Religion is generally regarded as a method of confronting human concerns about life, death, spirituality, divinity, and anything considered sacred or holy. The Oxford Dictionary defines religion as “the belief in and worship of a superhuman controlling power, especially a personal God or gods.” Religion is also expressed in terms of the relationship of humankind to the natural world without reference to gods or supernatural and spiritual beings.

With the launching of the Star Trek series on TV, new and interesting questions concerning religion’s place in the Star Trek universe prompted a “fandom” that Roddenberry, with his vision of a godless future, could not have imagined.

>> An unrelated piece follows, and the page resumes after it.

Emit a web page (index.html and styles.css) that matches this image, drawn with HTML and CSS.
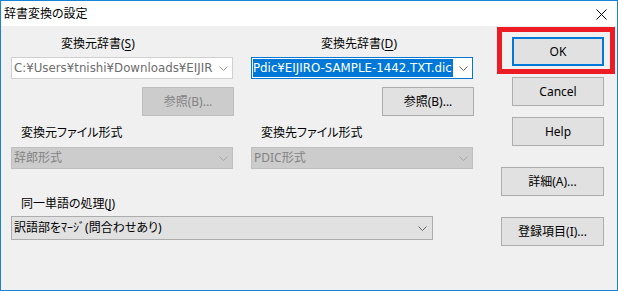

Star Trek fandom has evolved into the formation of nonconventional communities accepting the elements and beliefs of their futuristic societies (Trekkies) as religious tenets.

Philosopher Émile Durkheim, much like Roddenberry, believed early in his career that human societies could exist on a secular basis alone. He envisioned no need for religion. However, like Roddenberry, he grew to see religion as a basic element of society. Since Durkheim accepts religion as a fundamental social institution, one might conclude that his interpretation of the religious elements in any secular society would be similar to his own. Researchers wishing to explore the extent to which his theories on religion mesh with Star Trek fandom would have to examine religion as the product of human activity, not divine intervention.

Durkheim’s definition of religion is stated as follows:

A religion is a unified system of beliefs and practices relative to sacred things, that is to say, things set apart and forbidden—beliefs and practices which unite in one single moral community called a Church, all those who adhere to them.

The researcher would have to determine whether the above definition is consistent with the moral communities explored in the Star Trek series. According to Durkheim, religion exists when groups of individuals in society come together to perform a ritual. To determine how Durkheim would interpret the implicit religion found in Star Trek fandom, students exploring the issue must decide whether the fandom rituals constitute new religious phenomena.